21st Century Leadership…Lessons from Julie Payette

What does successful 21st Century leadership look like?  Well, according to a number of pretty eminent scholars and teachers, those who will help us navigate through this century’s challenges will only be able to do so if they can effectively manage across borders; collaborate for optimal results; and build strong connections with others, among other things. To me, this speaks to a kind of leadership that is more grey than black and white and more feminine in nature than masculine.

But having chewed on that for a while, I had to ask myself: Who among us could possibly be representative of a leader who exhibits a healthy combination of masculine and feminine, leadership traits?

And I came up with Julie Payette.

Julie Payette is Chief Astronaut for the Canadian Space Agency and to me, a shining example of the kind of leadership required to thrive in the 21st Century.  Her choice of occupation suggests that she is a risk taker.

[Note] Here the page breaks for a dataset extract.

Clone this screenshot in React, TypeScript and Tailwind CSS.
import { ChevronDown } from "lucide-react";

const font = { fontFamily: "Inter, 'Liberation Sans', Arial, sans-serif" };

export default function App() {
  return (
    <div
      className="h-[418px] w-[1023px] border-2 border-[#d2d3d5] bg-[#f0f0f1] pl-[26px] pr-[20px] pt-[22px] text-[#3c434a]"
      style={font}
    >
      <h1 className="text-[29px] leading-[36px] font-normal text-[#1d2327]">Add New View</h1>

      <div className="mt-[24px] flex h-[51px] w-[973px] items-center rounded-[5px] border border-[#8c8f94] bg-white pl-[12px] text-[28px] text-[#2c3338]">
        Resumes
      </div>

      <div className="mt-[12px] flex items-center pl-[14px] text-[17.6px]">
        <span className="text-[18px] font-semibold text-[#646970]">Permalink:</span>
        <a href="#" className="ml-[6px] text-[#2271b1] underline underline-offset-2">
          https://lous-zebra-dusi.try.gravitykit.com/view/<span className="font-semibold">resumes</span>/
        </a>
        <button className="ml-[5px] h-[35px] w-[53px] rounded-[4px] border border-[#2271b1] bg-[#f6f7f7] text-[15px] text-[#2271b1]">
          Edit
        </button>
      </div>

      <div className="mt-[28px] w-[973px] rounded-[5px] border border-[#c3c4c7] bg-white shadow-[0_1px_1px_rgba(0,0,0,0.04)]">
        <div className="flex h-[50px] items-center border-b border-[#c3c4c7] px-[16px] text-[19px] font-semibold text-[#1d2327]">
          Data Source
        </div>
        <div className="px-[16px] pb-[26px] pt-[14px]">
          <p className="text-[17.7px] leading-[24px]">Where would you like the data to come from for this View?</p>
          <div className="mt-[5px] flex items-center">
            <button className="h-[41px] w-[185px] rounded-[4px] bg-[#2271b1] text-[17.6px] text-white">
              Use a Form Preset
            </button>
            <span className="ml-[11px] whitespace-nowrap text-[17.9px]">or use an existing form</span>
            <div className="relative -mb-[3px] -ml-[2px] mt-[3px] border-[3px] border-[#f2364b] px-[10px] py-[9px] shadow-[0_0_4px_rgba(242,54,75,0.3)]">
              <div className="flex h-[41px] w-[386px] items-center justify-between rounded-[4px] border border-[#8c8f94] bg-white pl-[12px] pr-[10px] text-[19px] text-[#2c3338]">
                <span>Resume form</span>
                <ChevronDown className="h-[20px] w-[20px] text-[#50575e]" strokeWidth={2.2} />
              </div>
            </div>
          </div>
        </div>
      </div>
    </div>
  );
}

She is compelling, imaginative, humble and appreciative of all that has come her way. And, while she works, and leads, in a traditionally masculine environment, she has maintained her distinctly feminine demeanour.

Here is a video clip of Julie speaking to graduates of York University in Toronto.

Julie is a hard act to follow.  But a wise leader might do just that, because her experiences contain lessons we would do well to consider if we are to thrive now, and in the future

So what lessons am I talking about?  Well, I can think of a few and here they are:

If we think ambition, drive & focus and collaboration, inclusion & openness are mutually exclusive, we would probably be wrong.

The traditional view of a successful leader almost always includes the first three characteristics, (generally viewed as masculine) but does not necessarily embrace the other three, (generally viewed as feminine). To successfully navigate the 21st century world we have to combine and apply all of these skills. It’s not a matter of either/or but more a matter of both/and that will lead to a productive and happy result.

If we rise high enough and look down, the borders that separate us disappear.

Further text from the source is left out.